- Information shown -

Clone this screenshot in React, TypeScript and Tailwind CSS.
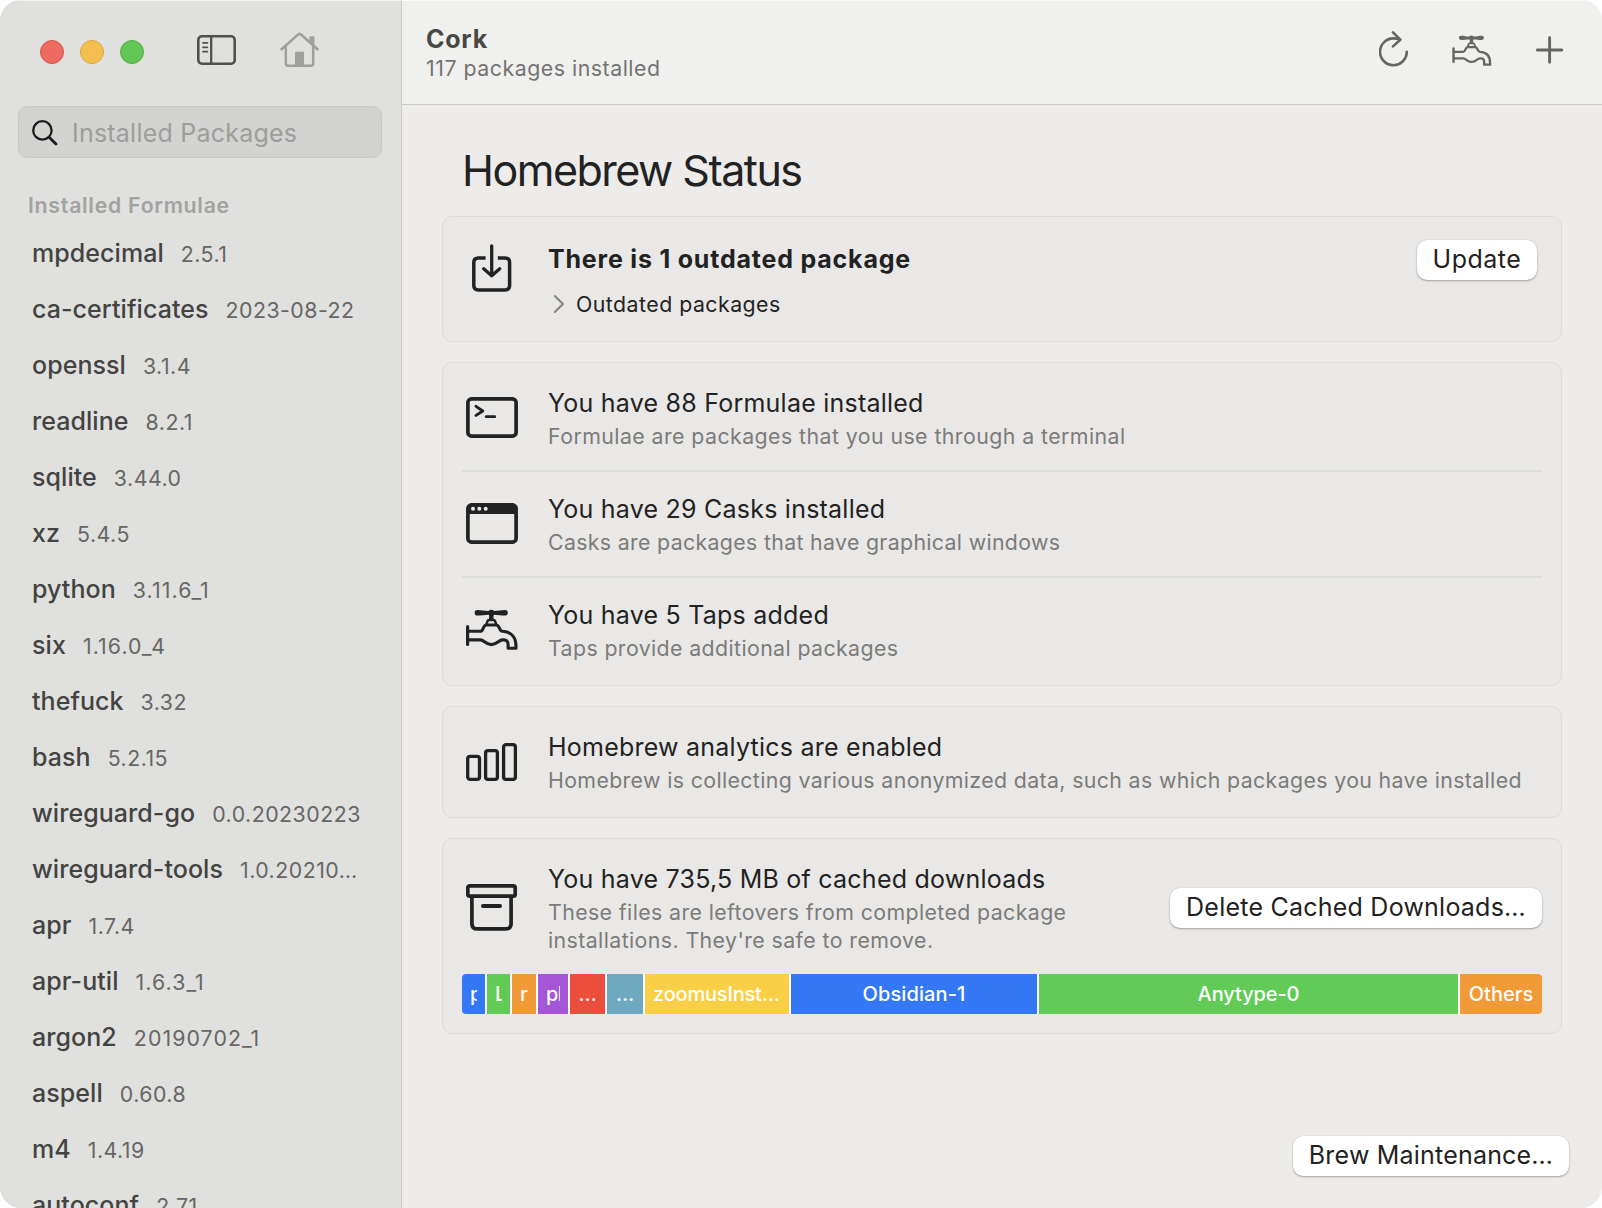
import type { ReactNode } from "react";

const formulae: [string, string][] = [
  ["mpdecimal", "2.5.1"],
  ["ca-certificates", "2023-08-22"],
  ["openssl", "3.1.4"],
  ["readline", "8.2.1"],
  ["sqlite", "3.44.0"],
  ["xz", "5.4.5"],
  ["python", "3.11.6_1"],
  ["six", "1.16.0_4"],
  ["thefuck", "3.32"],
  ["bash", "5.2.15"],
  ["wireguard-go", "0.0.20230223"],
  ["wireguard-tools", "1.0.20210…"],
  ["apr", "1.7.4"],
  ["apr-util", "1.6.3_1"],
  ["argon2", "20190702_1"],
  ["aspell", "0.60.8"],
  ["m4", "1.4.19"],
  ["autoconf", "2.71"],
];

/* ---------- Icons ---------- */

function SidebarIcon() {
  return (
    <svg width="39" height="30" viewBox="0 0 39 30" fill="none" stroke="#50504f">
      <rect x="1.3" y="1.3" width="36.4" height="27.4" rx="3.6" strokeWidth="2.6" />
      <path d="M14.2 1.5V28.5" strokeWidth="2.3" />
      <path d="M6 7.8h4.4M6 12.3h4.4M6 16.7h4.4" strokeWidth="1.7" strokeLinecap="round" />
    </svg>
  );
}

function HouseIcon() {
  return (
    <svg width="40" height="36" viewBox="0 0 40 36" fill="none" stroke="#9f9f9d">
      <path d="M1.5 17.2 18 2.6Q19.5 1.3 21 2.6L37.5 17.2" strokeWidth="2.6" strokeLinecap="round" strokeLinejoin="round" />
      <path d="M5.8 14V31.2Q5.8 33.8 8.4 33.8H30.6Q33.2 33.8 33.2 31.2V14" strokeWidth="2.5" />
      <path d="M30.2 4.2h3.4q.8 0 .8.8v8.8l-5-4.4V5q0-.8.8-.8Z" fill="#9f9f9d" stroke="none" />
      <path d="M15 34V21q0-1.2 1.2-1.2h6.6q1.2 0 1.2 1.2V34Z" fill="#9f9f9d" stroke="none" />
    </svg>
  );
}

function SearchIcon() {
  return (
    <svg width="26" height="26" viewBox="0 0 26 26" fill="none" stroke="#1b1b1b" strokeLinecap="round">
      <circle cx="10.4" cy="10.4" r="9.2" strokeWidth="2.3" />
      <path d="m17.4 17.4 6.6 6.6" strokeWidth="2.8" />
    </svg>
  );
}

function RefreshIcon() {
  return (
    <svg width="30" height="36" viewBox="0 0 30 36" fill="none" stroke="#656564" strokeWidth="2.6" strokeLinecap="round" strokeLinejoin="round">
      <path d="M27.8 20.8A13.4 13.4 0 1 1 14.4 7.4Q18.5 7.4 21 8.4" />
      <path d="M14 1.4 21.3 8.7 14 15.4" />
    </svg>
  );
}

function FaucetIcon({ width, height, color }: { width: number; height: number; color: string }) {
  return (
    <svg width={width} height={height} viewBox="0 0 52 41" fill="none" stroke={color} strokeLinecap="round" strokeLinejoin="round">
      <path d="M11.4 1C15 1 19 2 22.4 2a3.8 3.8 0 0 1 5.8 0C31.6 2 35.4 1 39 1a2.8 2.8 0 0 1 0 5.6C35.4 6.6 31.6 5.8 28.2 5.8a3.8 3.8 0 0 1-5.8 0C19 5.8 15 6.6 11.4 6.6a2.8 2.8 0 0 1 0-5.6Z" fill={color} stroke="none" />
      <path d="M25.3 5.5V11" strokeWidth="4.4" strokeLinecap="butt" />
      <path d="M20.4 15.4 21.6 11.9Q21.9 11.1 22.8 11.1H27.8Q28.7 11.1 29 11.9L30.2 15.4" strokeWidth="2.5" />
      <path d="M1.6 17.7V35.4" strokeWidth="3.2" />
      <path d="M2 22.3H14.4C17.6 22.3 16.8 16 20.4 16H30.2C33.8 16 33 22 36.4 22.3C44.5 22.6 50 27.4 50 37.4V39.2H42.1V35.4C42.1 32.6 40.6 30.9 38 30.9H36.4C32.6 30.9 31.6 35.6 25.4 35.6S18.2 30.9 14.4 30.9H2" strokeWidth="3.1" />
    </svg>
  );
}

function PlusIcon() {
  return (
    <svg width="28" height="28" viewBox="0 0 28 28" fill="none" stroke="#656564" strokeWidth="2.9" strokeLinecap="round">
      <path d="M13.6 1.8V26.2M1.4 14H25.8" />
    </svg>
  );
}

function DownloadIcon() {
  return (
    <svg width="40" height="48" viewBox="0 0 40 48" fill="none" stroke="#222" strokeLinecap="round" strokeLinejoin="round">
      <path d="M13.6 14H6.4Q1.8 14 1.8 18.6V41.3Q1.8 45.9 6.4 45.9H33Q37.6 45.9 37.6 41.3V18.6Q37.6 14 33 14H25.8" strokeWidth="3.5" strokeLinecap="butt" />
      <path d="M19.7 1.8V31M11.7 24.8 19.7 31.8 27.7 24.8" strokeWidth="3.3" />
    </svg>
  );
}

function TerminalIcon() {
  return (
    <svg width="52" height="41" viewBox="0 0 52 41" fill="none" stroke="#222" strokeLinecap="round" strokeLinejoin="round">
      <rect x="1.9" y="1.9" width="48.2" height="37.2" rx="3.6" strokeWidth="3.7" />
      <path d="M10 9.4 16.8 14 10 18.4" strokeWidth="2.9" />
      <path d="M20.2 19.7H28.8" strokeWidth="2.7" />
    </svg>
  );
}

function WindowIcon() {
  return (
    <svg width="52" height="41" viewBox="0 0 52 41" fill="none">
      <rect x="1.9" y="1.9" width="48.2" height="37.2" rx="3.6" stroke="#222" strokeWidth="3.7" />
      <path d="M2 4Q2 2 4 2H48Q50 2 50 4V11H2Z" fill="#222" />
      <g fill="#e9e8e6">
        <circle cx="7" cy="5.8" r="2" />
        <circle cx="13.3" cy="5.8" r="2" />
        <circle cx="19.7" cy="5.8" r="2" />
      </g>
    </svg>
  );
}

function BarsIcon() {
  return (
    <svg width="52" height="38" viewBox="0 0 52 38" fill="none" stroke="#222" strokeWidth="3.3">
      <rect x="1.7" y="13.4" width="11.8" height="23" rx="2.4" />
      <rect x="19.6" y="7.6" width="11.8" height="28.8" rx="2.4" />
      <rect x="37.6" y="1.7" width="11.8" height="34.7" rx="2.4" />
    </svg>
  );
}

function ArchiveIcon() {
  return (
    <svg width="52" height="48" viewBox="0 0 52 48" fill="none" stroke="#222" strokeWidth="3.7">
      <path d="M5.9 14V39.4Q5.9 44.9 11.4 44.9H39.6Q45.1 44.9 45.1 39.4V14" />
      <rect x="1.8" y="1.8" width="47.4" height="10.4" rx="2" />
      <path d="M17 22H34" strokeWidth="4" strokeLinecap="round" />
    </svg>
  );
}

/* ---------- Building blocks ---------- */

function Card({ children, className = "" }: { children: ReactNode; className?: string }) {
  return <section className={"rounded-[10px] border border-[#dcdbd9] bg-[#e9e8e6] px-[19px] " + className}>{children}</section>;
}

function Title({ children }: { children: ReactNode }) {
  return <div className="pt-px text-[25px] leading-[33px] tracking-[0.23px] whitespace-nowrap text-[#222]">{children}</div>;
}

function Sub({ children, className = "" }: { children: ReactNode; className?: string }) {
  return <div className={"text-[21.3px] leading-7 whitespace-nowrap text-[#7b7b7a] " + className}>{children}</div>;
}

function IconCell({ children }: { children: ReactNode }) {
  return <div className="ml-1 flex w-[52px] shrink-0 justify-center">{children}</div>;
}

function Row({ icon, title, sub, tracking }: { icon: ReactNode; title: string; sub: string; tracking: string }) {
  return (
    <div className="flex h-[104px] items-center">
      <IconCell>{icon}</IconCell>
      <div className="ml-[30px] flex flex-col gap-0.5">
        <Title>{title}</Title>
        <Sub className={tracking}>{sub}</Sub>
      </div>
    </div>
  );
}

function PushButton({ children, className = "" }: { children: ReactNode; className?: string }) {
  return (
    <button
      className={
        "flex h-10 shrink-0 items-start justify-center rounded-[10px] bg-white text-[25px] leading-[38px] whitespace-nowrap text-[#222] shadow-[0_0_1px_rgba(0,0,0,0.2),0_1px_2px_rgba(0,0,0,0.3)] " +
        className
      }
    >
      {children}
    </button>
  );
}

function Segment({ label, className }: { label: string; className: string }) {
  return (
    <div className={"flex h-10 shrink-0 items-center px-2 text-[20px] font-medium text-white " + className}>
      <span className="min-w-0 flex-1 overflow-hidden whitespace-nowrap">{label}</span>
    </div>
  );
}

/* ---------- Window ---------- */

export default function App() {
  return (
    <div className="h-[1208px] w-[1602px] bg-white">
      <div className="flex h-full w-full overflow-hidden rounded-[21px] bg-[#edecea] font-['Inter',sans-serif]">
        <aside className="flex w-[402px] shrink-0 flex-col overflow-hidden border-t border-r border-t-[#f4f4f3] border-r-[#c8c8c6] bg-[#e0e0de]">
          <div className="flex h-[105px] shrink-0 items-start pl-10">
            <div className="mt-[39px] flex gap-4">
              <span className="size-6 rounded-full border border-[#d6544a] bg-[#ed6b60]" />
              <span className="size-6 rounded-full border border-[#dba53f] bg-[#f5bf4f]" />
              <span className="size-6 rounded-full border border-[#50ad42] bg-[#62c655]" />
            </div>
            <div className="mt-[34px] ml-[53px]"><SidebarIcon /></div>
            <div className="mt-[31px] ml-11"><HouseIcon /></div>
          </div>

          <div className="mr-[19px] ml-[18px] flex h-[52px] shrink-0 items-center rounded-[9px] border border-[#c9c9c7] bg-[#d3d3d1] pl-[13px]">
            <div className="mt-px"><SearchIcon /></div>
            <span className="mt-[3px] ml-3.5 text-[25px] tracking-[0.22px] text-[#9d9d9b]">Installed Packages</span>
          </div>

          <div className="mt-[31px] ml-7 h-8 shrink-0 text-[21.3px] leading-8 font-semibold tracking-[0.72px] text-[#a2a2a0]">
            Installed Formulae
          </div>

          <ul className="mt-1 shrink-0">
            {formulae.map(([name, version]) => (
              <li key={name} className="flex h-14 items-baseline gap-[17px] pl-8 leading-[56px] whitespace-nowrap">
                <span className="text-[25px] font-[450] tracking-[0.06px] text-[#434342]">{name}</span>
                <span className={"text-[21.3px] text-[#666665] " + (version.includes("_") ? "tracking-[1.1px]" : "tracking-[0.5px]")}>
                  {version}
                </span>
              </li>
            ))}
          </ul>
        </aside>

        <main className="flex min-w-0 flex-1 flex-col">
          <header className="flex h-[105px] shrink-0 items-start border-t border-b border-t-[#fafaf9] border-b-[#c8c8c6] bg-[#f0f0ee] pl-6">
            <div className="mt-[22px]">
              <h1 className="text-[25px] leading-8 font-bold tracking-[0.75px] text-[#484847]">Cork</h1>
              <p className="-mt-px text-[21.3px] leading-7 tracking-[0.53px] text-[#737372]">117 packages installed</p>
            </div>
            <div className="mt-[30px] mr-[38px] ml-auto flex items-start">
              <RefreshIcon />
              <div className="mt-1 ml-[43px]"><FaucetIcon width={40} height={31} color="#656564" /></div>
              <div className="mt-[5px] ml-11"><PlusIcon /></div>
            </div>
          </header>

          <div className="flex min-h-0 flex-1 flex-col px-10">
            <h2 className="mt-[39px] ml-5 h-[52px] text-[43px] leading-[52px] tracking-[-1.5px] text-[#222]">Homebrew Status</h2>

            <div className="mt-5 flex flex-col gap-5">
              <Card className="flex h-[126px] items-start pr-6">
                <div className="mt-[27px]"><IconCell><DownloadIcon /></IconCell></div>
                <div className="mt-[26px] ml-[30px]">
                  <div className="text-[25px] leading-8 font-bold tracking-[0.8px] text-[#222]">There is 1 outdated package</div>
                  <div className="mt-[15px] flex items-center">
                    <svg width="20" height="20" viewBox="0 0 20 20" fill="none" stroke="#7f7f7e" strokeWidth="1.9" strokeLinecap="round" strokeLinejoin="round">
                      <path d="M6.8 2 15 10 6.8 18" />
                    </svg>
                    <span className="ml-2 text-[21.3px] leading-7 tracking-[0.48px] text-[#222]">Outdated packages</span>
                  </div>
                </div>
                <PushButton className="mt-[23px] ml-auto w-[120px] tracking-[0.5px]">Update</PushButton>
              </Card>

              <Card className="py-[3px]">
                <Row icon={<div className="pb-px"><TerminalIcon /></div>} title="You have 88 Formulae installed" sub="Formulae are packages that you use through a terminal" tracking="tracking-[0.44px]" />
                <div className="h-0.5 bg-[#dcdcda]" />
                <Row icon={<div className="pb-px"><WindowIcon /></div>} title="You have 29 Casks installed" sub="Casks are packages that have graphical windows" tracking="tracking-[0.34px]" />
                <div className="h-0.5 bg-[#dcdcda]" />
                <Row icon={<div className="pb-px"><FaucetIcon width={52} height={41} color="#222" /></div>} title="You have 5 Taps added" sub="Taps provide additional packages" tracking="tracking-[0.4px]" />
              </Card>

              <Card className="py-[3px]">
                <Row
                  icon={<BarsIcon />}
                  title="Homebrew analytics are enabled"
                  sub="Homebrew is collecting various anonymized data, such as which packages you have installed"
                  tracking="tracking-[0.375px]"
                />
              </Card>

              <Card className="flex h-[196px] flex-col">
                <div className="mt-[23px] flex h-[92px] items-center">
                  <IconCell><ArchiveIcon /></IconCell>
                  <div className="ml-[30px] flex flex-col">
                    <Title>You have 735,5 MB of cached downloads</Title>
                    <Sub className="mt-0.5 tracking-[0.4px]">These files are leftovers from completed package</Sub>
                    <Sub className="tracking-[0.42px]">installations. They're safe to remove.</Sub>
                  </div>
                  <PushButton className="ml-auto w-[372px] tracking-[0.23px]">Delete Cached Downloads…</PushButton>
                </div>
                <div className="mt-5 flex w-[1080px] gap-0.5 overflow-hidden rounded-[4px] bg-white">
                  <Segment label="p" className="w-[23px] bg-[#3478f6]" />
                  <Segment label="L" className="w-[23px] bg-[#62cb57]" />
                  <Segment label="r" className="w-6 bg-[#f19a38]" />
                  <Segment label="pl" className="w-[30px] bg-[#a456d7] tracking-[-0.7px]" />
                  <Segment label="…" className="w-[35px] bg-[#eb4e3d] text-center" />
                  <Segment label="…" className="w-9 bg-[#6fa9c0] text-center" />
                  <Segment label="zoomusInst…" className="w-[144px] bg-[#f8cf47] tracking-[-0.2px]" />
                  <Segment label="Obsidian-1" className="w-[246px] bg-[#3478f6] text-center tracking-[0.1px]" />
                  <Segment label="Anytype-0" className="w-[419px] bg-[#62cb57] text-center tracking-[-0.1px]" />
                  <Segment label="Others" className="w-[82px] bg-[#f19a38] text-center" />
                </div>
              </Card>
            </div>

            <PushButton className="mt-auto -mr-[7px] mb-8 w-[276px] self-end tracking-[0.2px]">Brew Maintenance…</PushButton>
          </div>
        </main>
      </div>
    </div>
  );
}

- Work instructions -
Restate the material word for word from its first line through the line containing "Icons ---------- */", both included; the pictures do not belong in it.

- Exercise answer -
Clone this screenshot in React, TypeScript and Tailwind CSS.
import type { ReactNode } from "react";

const formulae: [string, string][] = [
  ["mpdecimal", "2.5.1"],
  ["ca-certificates", "2023-08-22"],
  ["openssl", "3.1.4"],
  ["readline", "8.2.1"],
  ["sqlite", "3.44.0"],
  ["xz", "5.4.5"],
  ["python", "3.11.6_1"],
  ["six", "1.16.0_4"],
  ["thefuck", "3.32"],
  ["bash", "5.2.15"],
  ["wireguard-go", "0.0.20230223"],
  ["wireguard-tools", "1.0.20210…"],
  ["apr", "1.7.4"],
  ["apr-util", "1.6.3_1"],
  ["argon2", "20190702_1"],
  ["aspell", "0.60.8"],
  ["m4", "1.4.19"],
  ["autoconf", "2.71"],
];

/* ---------- Icons ---------- */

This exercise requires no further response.